If the server responds with a non-200 status code, then the returned response will be nil and err will be of type HttpError.
func (*HttpClient) HtmlPost ¶ added in v0.2.0
func (h *HttpClient) HtmlPost(ctx context.Context, url string, contentType string, body []byte) (*goquery.Document, error)
Helper function to fetch HTML using a GET request and automatically parse it.
If the server responds with a non-200 status code, then the returned response will be nil and err will be of type HttpError.
func (*HttpClient) New ¶
func (h *HttpClient) New(ctx context.Context, method, url string, body []byte, contentType ...string) (*http.Request, error)
New creates a new HTTP request.
func (*HttpClient) Post ¶
func (h *HttpClient) Post(ctx context.Context, url string, contentType string, body []byte) (*http.Response, error)

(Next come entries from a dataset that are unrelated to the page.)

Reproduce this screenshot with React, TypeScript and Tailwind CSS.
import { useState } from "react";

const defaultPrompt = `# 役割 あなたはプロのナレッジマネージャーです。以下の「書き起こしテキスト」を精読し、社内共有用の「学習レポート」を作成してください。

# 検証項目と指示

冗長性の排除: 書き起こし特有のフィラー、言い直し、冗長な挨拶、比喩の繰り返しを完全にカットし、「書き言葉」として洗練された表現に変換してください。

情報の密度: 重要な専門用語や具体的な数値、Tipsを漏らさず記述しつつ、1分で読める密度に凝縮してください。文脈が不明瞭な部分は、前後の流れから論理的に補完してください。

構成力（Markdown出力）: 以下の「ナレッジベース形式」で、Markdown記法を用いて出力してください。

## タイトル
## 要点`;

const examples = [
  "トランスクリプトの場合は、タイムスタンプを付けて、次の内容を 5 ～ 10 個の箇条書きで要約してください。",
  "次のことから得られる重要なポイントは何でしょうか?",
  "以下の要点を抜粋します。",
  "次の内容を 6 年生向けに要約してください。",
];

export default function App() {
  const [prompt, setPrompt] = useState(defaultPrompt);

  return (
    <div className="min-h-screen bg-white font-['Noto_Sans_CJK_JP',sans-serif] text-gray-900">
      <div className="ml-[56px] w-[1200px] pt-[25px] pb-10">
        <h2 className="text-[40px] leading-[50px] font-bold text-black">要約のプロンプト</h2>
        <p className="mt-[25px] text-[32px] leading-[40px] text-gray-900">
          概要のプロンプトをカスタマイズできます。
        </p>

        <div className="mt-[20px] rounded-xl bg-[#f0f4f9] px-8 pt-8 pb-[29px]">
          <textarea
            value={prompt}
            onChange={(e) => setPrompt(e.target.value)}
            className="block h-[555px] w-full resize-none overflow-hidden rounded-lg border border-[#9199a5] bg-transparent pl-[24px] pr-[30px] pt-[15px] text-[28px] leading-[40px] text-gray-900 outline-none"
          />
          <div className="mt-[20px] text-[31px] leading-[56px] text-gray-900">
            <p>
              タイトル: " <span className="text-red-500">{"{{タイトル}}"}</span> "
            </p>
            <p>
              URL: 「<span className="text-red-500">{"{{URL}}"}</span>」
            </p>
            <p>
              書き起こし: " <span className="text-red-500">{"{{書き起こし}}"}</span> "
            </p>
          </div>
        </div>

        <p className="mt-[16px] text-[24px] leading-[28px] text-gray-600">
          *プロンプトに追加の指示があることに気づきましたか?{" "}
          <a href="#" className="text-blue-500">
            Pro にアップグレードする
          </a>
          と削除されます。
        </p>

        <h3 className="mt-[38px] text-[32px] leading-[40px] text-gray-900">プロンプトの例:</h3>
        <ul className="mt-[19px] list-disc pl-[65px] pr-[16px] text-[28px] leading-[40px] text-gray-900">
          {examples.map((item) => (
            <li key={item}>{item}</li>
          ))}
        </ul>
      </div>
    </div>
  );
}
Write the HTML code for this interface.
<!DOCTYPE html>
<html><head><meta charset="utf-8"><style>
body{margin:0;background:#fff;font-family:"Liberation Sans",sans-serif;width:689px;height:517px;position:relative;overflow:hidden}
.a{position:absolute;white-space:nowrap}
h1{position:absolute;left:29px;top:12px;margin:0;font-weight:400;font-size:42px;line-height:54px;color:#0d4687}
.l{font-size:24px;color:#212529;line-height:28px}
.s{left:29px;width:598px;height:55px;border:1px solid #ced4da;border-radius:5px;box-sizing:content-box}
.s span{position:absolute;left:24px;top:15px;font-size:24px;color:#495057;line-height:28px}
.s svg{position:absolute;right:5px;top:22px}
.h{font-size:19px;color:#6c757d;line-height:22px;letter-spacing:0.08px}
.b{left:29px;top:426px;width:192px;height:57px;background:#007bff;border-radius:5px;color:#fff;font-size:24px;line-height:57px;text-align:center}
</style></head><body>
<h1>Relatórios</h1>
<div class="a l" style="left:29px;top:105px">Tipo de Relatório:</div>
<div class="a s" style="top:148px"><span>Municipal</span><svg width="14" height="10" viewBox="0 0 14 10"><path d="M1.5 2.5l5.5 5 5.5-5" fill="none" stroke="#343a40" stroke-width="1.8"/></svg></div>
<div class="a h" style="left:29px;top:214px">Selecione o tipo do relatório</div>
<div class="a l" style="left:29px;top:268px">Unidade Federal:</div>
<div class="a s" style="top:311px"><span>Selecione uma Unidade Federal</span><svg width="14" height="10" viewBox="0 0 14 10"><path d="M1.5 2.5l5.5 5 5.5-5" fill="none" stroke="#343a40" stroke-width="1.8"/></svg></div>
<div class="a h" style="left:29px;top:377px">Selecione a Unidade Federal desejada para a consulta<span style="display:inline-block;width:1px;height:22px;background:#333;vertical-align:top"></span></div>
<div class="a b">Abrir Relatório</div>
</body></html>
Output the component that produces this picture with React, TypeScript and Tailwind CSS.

Post performs a POST request on a given URL.
If the server responds with a non-200 status code, then the returned response will be nil and err will be of type HttpError.
type HttpError ¶
type HttpError struct { // Status code of response. Status int // URL of request. URL string // Method of request. Method string }
HttpError represents a generic HTTP error.
type Initializer ¶
An Initializer is a function that initializes an engine from a config.
type Result ¶
type Result struct { // Title is the title of the webpage for this result. Title string `json:"title,omitempty"` // Description is a small snippet of text from the webpage for this // result, usually containing a portion or all of the query. Description string `json:"description,omitempty"` // Link is the URL of this result. Link string `json:"link,omitempty"` // Sources holds all engine names that had this result. // // Engines must only populate this with their name. // Results are merged and this field will be populated based upon what // engines return a result similar to this one. Sources []string `json:"sources,omitempty"` // Score holds the score for this result. // // Engines should not fill this value. Score float64 `json:"score,omitempty"` }
Result represents a single search result from an Engine.